Two points must here be insisted upon:—1st, neither George Fox nor any of the early Friends, though their language is sometimes hazy, ever claimed to be inspired. Says a recent authority, [Fielden Thorp, B. A., in the Friends' Quarterly Examiner for April, 1870,] "It has often been a cause of satisfaction to us that nowhere in the authorised documents of our society is the word (inspiration) applied to the ministry of Friends." Secondly, notice that Fox was most careful to note how his convictions corresponded with Holy Scripture. So he says, "When I had openings they answered one another, and answered the Scriptures, for I had great openings of the Scriptures."[2] Whilst, then, the fallibility of the ministry is acknowledged, and the infallibility of the Bible asserted, surely the doctrine of the Divine Guidance is not perverted through insufficient safeguards. But we are not prepared in all points to defend Fox's application of the doctrine. Possibly he sometimes mistook the workings of his own mind for the promptings of the Holy Spirit. Nor are his theology and his interpretations of Scripture beyond criticism. His ideas on the Divine In-dwelling took the form of the famous doctrine of the Seed or Light within. But though the teaching and guidance of the Holy Spirit are taught by Friends as distinctly as ever, it is questionable whether the doctrine of the Light within in the precise form in which Fox preached it, and Barclay developed it theologically, has obtained the general acceptance of the Society. It certainly is not to be found in its authorised publications, such as the official "Doctrine, Practice and Discipline." It speaks well for the independence of thought in the society, that the pet-child of its great leaders should be abandoned when it failed to secure their conscientious assent.[3]
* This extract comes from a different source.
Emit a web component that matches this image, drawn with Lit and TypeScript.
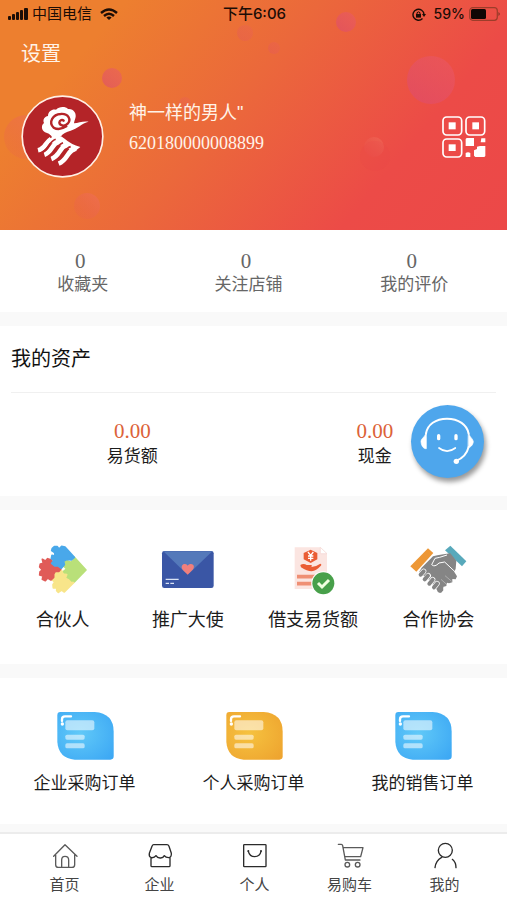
import { LitElement, html, svg, css } from "lit";
import { customElement } from "lit/decorators.js";

const puzzle = svg`<svg class="feature-icon" viewBox="39 45 174 150" aria-hidden="true">
  <g stroke-width="5" stroke-linejoin="round">
    <path fill="#b9e079" stroke="#b9e079" d="M160 82L195 120L160 156L152 148L153 157L142 148L132 146L136 136L126 126L137 117L126 106L128 94L139 92L149 97L156 92Z"/>
    <path fill="#f8e58a" stroke="#f8e58a" d="M108 116L122 122L126 132L137 134L133 145L143 150L150 158L158 158L130 186L122 180L112 187L107 182L108 173L97 174L96 164L101 156L92 148L100 138L97 130L107 128Z"/>
    <path fill="#e05b58" stroke="#e05b58" d="M64 88L73 93L80 86L92 90L96 102L103 109L114 108L120 116L114 124L103 124L98 132L98 142L90 150L80 144L73 152L64 148L66 138L56 135L57 126L64 120L56 111L58 102L67 100Z"/>
    <path fill="#49a8ea" stroke="#49a8ea" d="M100 50L109 50L114 57L122 49L132 51L160 82L151 90L138 88L128 94L130 104L121 115L112 108L101 108L92 100L99 92L91 86L93 76L102 78L101 68L92 62L94 55Z"/>
  </g>
</svg>`;

const envelope = svg`<svg class="feature-icon" viewBox="417 45 174 150" aria-hidden="true">
  <rect x="426" y="63" width="155" height="111" rx="7" fill="#3a56a5"/>
  <path d="M430 64H577L512 126Q503 134 494 126Z" fill="#5479ba"/>
  <path d="M503 134L488 119C481 109 488 101 495 102C500 102 503 107 503 107C503 107 507 102 512 102C520 101 526 110 518 119Z" fill="#f07f7c"/>
  <path d="M437 148H476M437 160H447M451 160H462" stroke="#dbe4f5" stroke-width="4"/>
</svg>`;

const loan = svg`<svg class="feature-icon" viewBox="75 45 174 150" aria-hidden="true">
  <path d="M107 52H184L204 71V177H107Z" fill="#fbe5e1"/>
  <path d="M184 52L204 71H184Z" fill="#fff" stroke="#f5d5d0" stroke-width="2"/>
  <path d="M155 59L175 69V88L155 99L134 88V69Z" fill="#ea5c34"/>
  <path d="M147 66L155 76L163 66M155 76V92M147 78H163M147 85H163" fill="none" stroke="#fff" stroke-width="4"/>
  <path d="M124 105Q134 99 143 105H157Q162 109 154 112Q170 111 184 101Q190 103 184 109Q172 122 158 124Q144 124 126 112Z" fill="#ea5c34"/>
  <path d="M114 140H168M114 161H158" stroke="#ef8f74" stroke-width="11"/>
  <circle cx="193" cy="160" r="36" fill="#fff"/>
  <circle cx="193" cy="160" r="33" fill="#48a04a"/>
  <path d="M177 159L189 171L210 150" fill="none" stroke="#f1ffe0" stroke-width="9"/>
</svg>`;

const handshake = svg`<svg class="feature-icon" viewBox="450 45 174 150" aria-hidden="true">
  <path d="M507 55L523 69L472 125L454 109Z" fill="#ed9736"/>
  <path d="M574 47L622 94L609 109L558 61Z" fill="#58a9bb"/>
  <path d="M488 113L522 79L535 76L553 73L574 70L592 92L590 116L586 126L594 139L590 148L580 147L580 157L570 160L564 158L562 168L552 171L553 181L546 189L538 185L512 151L480 127Z" fill="#858585"/>
  <path d="M518 104L528 85L542 82L564 75M518 104Q527 113 540 99L557 96L592 129" fill="none" stroke="#fff" stroke-width="3" stroke-linejoin="round"/>
  <path d="M494 124L482 137M508 137L496 150M521 149L510 163M534 161L523 175" stroke="#fff" stroke-width="16" stroke-linecap="round"/>
  <path d="M494 124L485 134M507 137L497 148M521 149L511 161M534 161L525 172M547 173L541 182" stroke="#858585" stroke-width="12" stroke-linecap="round"/>
  <path d="M558 137L578 154M546 148L566 166" stroke="#fff" stroke-width="1"/>
</svg>`;

const orderIcon = (tone: string) => svg`<svg class="order-icon" viewBox="106 32 180 162" aria-hidden="true">
  <defs><radialGradient id=${"order-" + tone} cx="40%" cy="45%" r="75%">
    <stop offset="0" stop-color=${tone === "gold" ? "#f6c23f" : "#60c9f8"}/>
    <stop offset="1" stop-color=${tone === "gold" ? "#eea42f" : "#3da8f4"}/>
  </radialGradient></defs>
  <path d="M122 38H225Q282 42 282 97V171Q282 181 272 181H165Q117 177 113 128V48Q113 38 122 38Z" fill=${"url(#order-" + tone + ")"}/>
  <path d="M127 65V60Q127 51 136 51H154" fill="none" stroke="#fff" stroke-width="7" stroke-linecap="round"/>
  <circle cx="128" cy="74" r="5" fill="#fff"/>
  <g fill="#fff" fill-opacity=".55"><rect x="137" y="63" width="87" height="30" rx="6"/><rect x="137" y="106" width="58" height="15" rx="5"/><rect x="137" y="132" width="58" height="15" rx="5"/></g>
</svg>`;

const homeIcon = svg`<svg class="tab-icon" viewBox="150 48 84 84" aria-hidden="true">
  <path d="M158 94L192 59L228 94M164 90V119Q164 127 172 127H213Q221 127 221 119V90M182 127V105Q182 94 192 94Q203 94 203 105V127"/>
</svg>`;
const storeIcon = svg`<svg class="tab-icon dark" viewBox="435 48 84 84" aria-hidden="true">
  <path d="M458 59H498Q502 59 504 64L511 85Q512 97 503 98Q494 98 490 92Q486 100 477 99Q469 99 465 92Q460 99 451 98Q443 95 445 85L453 64Q455 59 458 59ZM450 99V122Q450 125 453 125H504Q507 125 507 122V98"/>
</svg>`;
const bagIcon = svg`<svg class="tab-icon dark" viewBox="-39 48 84 84" aria-hidden="true">
  <rect x="-31" y="59" width="67" height="66" rx="2"/>
  <path d="M-17 79Q-13 95 2 95Q18 94 21 79"/><circle class="solid" cx="-17" cy="78" r="3"/><circle class="solid" cx="21" cy="78" r="3"/>
</svg>`;
const cartIcon = svg`<svg class="tab-icon" viewBox="246 48 84 84" aria-hidden="true">
  <path d="M253 58H262Q265 58 266 62L274 105H318M267 68H327L320 95H272"/><circle cx="280" cy="119" r="7"/><circle cx="311" cy="119" r="7"/>
</svg>`;
const userIcon = svg`<svg class="tab-icon dark" viewBox="531 48 84 84" aria-hidden="true">
  <circle cx="574" cy="76" r="21"/><path d="M543 128Q545 107 563 97M595 103Q606 112 606 128"/>
</svg>`;

const stats = ["收藏夹", "关注店铺", "我的评价"];
const assets = ["易货额", "现金"];
const features = [
  { label: "合伙人", icon: puzzle },
  { label: "推广大使", icon: envelope },
  { label: "借支易货额", icon: loan },
  { label: "合作协会", icon: handshake },
];
const orders = [
  { label: "企业采购订单", tone: "sky" },
  { label: "个人采购订单", tone: "gold" },
  { label: "我的销售订单", tone: "azure" },
];
const tabs = [
  { label: "首页", icon: homeIcon },
  { label: "企业", icon: storeIcon },
  { label: "个人", icon: bagIcon },
  { label: "易购车", icon: cartIcon },
  { label: "我的", icon: userIcon },
];

@customElement("app-root")
export class AppRoot extends LitElement {
  static styles = css`
    :host {
      display: flex;
      flex-direction: column;
      min-height: 100vh;
      background: #f9f9f9;
      color: #1c1c1c;
      font-family: "Liberation Sans", "Noto Sans CJK SC", sans-serif;
      font-size: 17px;
      line-height: 24px;
    }
    * { box-sizing: border-box; }
    svg { display: block; flex: none; }
    button { padding: 0; border: 0; background: none; color: inherit; font: inherit; cursor: pointer; }
    a { color: inherit; text-decoration: none; }
    h2 { margin: 0; font-weight: 400; }

    .hero {
      position: relative;
      padding-bottom: 52px;
      color: #fff3e8;
      background: linear-gradient(130deg, #ed7f2f 18%, #eb683b 46%, #ec4b47 76%, #ec4848);
    }
    .bubbles { position: absolute; inset: 0; width: 100%; height: 100%; }
    .status {
      position: relative;
      display: grid;
      grid-template-columns: 1fr auto 1fr;
      align-items: center;
      height: 28px;
      padding: 0 6px 0 8px;
      color: #1c0d06;
      font-family: "Inter", "Noto Sans CJK SC", sans-serif;
      font-size: 15px;
    }
    .group { display: flex; align-items: center; gap: 4px; }
    .group.end { justify-content: flex-end; }
    .carrier { margin-right: 4px; }
    .time { font-weight: 500; }
    .charge { margin-left: 4px; font-size: 14px; font-weight: 500; }
    .settings { position: relative; display: block; margin: 12px 0 0 21px; font-size: 20px; line-height: 28px; }
    .profile {
      position: relative;
      display: flex;
      align-items: center;
      margin-top: 27px;
      padding: 0 21px;
    }
    .avatar { width: 83px; height: 83px; }
    .identity { flex: 1; margin: 0 0 18px 25px; font-size: 18px; line-height: 30px; }
    .account { font-family: "Liberation Serif", serif; }
    .qr { width: 44px; height: 42px; }

    .panel { background: #fff; margin-bottom: 14px; }
    .stats { display: grid; grid-template-columns: repeat(3, 1fr); padding: 19px 10px 16px 0; color: #666; }
    .stat { display: flex; flex-direction: column; align-items: center; line-height: 23px; }
    .count { padding-right: 5px; font: 21px/24px "Liberation Serif", serif; }

    .assets { position: relative; padding: 0 11px; }
    .title { padding: 19px 0 19px; border-bottom: 1px solid #f0f0f0; font-size: 20px; line-height: 28px; color: #111; }
    .asset-row { display: grid; grid-template-columns: repeat(2, 1fr); padding: 26px 0 27px; }
    .asset { display: flex; flex-direction: column; align-items: center; line-height: 25px; }
    .amount { color: #dc6238; font: 21px/25px "Liberation Serif", serif; }
    .service {
      position: absolute;
      top: 79px;
      right: 23px;
      width: 73px;
      height: 73px;
      border-radius: 50%;
      background: #4ea6ec;
      box-shadow: 2px 4px 5px rgba(0, 0, 0, 0.4);
    }

    .features { display: grid; grid-template-columns: repeat(4, 1fr); padding: 35px 6px 32px 0; font-size: 18px; }
    .orders { display: grid; grid-template-columns: repeat(3, 1fr); padding: 32px 0 28px; }
    .entry { display: flex; flex-direction: column; align-items: center; }
    .feature-icon { width: 58px; height: 50px; margin-bottom: 13px; }
    .order-icon { width: 60px; height: 54px; margin-bottom: 8px; }
    .panel.orders { margin-bottom: 8px; }

    .tabs {
      display: grid;
      grid-template-columns: repeat(5, 1fr);
      margin-top: auto;
      padding: 7px 15px 4px 17px;
      border-top: 2px solid #ececec;
      background: #fff;
      color: #444;
      font-size: 15px;
    }
    .tab { display: flex; flex-direction: column; align-items: center; gap: 4px; }
    .tab-icon { width: 28px; height: 28px; fill: none; stroke: #5a5a5a; stroke-width: 4; stroke-linecap: round; stroke-linejoin: round; }
    .dark { stroke: #2b2b2b; }
    .solid { fill: #2b2b2b; stroke: none; }
  `;

  private renderHero() {
    return html`<header class="hero">
      <svg class="bubbles" viewBox="0 0 507 230" preserveAspectRatio="xMidYMid slice" aria-hidden="true">
        <defs>
          <linearGradient id="pink" x1="1" y1="0" x2="0" y2="1"><stop offset="0" stop-color="#ea5a68" stop-opacity=".5"/><stop offset="1" stop-color="#dc4a70" stop-opacity=".6"/></linearGradient>
          <linearGradient id="fade" x1="1" y1="0" x2="0" y2="1"><stop offset="0" stop-color="#f0705c" stop-opacity=".6"/><stop offset="1" stop-color="#e85550" stop-opacity=".1"/></linearGradient>
        </defs>
        <circle cx="431" cy="80" r="24" fill="url(#pink)"/>
        <circle cx="346" cy="22" r="10" fill="url(#pink)"/>
        <circle cx="112" cy="78" r="10" fill="url(#pink)"/>
        <circle cx="245" cy="33" r="8" fill="url(#pink)" opacity=".4"/>
        <circle cx="274" cy="48" r="6" fill="url(#pink)" opacity=".4"/>
        <circle cx="185" cy="103" r="6" fill="url(#pink)" opacity=".4"/>
        <circle cx="26" cy="137" r="22" fill="url(#fade)"/>
        <circle cx="87" cy="206" r="13" fill="url(#fade)"/>
        <circle cx="374" cy="147" r="10" fill="url(#fade)"/>
        <circle cx="375" cy="156" r="15" fill="#e8454c" opacity=".15"/>
      </svg>
      <div class="status">
        <div class="group">
          <svg width="20" height="12" viewBox="0 0 20 12" fill="currentColor" aria-hidden="true">
            <rect x="0" y="8" width="3" height="4" rx="1"/><rect x="4" y="6" width="3" height="6" rx="1"/><rect x="8" y="4" width="3" height="8" rx="1"/><rect x="12" y="2" width="3" height="10" rx="1"/><rect x="16" y="0" width="4" height="12" rx="1"/>
          </svg>
          <span class="carrier">中国电信</span>
          <svg width="18" height="13" viewBox="0 0 18 13" fill="none" stroke="currentColor" stroke-width="2.4" aria-hidden="true">
            <path d="M1 5Q9 -2 17 5M4 8Q9 3.5 14 8"/><path d="M9 12L6.4 9.6Q9 7.6 11.6 9.6Z" fill="currentColor" stroke="none"/>
          </svg>
        </div>
        <span class="time">下午6:06</span>
        <div class="group end">
          <svg width="14" height="13" viewBox="0 0 14 13" fill="none" stroke="currentColor" stroke-width="1.4" aria-hidden="true">
            <path d="M10.500 10.500A5.500 5.500 0 1 1 12 6.500"/><path d="M10 6H14L12 9Z" fill="currentColor" stroke="none"/><rect x="4" y="6" width="5" height="3.600" fill="currentColor" stroke="none"/><path d="M5 6V4.700Q6.500 3 8 4.700V6" stroke-width="1"/>
          </svg>
          <span class="charge">59%</span>
          <svg width="32" height="14" viewBox="0 0 32 14" aria-hidden="true">
            <rect x=".7" y=".7" width="27.600" height="12.600" rx="3" fill="none" stroke="#9c3d2a" stroke-width="1.200"/><rect x="2" y="2" width="15" height="10" rx="1.500" fill="#100604"/><path d="M29.500 5Q32 7 29.500 9Z" fill="#7d2f20"/>
          </svg>
        </div>
      </div>
      <button class="settings">设置</button>
      <div class="profile">
        <svg class="avatar" viewBox="62 286 249 249" role="img" aria-label="头像">
          <circle cx="186.500" cy="410.500" r="121" fill="#b42428" stroke="#fff0e6" stroke-width="5"/>
          <path fill="#fff" d="M158 420C155 407 145 401 134 398C123 391 122 377 131 370C126 359 134 350 143 349C143 334 157 327 167 330C176 320 196 320 203 328C219 326 230 341 225 356C223 362 222 366 221 371C235 370 248 363 265 366C244 371 231 387 211 393C198 397 187 402 182 410Z"/>
          <path fill="none" stroke="#b42428" stroke-width="7" stroke-linecap="round" d="M160 384C143 367 158 344 181 343C205 341 213 360 202 372C193 381 177 379 177 368C178 361 186 359 190 363M160 384C172 391 187 387 198 380"/>
          <path fill="#fff" d="M156 412Q178 402 193 417Q212 434 240 442L222 456Q190 440 170 434L138 428Q146 416 156 412Z"/>
          <g fill="none" stroke="#fff" stroke-width="14">
            <path d="M152 418C134 428 136 447 113 452"/>
            <path d="M174 427C154 433 156 457 132 465"/>
            <path d="M198 437C177 443 180 468 153 478"/>
            <path d="M228 447C200 450 204 481 175 492"/>
          </g>
          <g fill="none" stroke="#b42428" stroke-width="5">
            <path d="M166 419C143 427 146 453 120 461"/>
            <path d="M188 429C164 438 168 463 140 474"/>
            <path d="M211 441C188 447 192 475 162 487"/>
          </g>
        </svg>
        <div class="identity"><div>神一样的男人"</div><div class="account">620180000008899</div></div>
        <button class="qr" aria-label="二维码">
          <svg width="44" height="42" viewBox="568 348 132 126" fill="#fff" aria-hidden="true">
            <g fill="none" stroke="#fff" stroke-width="5"><rect x="571" y="351" width="56" height="54" rx="11"/><rect x="640" y="351" width="56" height="54" rx="11"/><rect x="571" y="417" width="56" height="54" rx="11"/></g>
            <rect x="588" y="367" width="21" height="21"/><rect x="659" y="367" width="20" height="21"/><rect x="588" y="433" width="21" height="20"/>
            <path d="M642 414H664V438H639V417ZM686 415H698V427H684ZM682 438H698V468L695 471H668L664 467V451L673 447V440ZM639 459Q646 455 653 459V471H639Z"/>
          </svg>
        </button>
      </div>
    </header>`;
  }

  render() {
    return html`
      ${this.renderHero()}
      <section class="panel stats">
        ${stats.map((label) => html`<a class="stat" href="#"><span class="count">0</span><span>${label}</span></a>`)}
      </section>
      <section class="panel assets">
        <h2 class="title">我的资产</h2>
        <div class="asset-row">
          ${assets.map((label) => html`<div class="asset"><span class="amount">0.00</span><span>${label}</span></div>`)}
        </div>
        <button class="service" aria-label="客服">
          <svg width="73" height="73" viewBox="32 31 219 219" fill="none" stroke="#fff" stroke-width="6" stroke-linecap="round" aria-hidden="true">
            <path d="M77 117C81 90 106 72 140 72C175 72 200 91 205 117M205 157C200 176 188 190 169 198"/>
            <path d="M78 112V162C68 163 62 151 62 139C64 130 74 128 78 112ZM204 112C207 128 217 130 219 141C217 154 209 158 204 159Z" fill="#fff" stroke-width="2"/>
            <path d="M116 160Q140 179 165 160" stroke-width="5"/>
            <path d="M115 123V132M167 123V132" stroke-width="10"/>
            <circle cx="168" cy="200" r="8" fill="#fff" stroke="none"/>
          </svg>
        </button>
      </section>
      <section class="panel features">
        ${features.map((f) => html`<a class="entry" href="#">${f.icon}<span>${f.label}</span></a>`)}
      </section>
      <section class="panel orders">
        ${orders.map((o) => html`<a class="entry" href="#">${orderIcon(o.tone)}<span>${o.label}</span></a>`)}
      </section>
      <nav class="tabs">
        ${tabs.map((t) => html`<a class="tab" href="#">${t.icon}<span>${t.label}</span></a>`)}
      </nav>
    `;
  }
}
[2] The following passage from an American life of George Fox, coming from a reliable Quaker source, corroborates this assertion. Speaking of the early Friends the writer says:—"Their belief in a divine communication between the soul of man and its Almighty Creator, through the medium of the Holy Spirit, by which the Christian may be 'led into all truth,' did not at all lessen their regard for the authority of the Holy Scriptures as the test of doctrines. They constantly professed their willingness that all their principles and practices should be tried by them; and that whatsoever any, who pretended to the guidance of the Spirit, either said or did which was contrary to their testimony, ought to be rejected as a Satanic delusion; and also, that 'what is not read therein nor may be proved thereby, is not to be required of any man that it should be believed as an article of faith.'" Page 357.
[3] The reader will not mistake this for an assertion that Friends have surrendered the doctrine of the Divine guidance and indwelling. For a fuller discussion of the question see the close of the sketch of Barclay.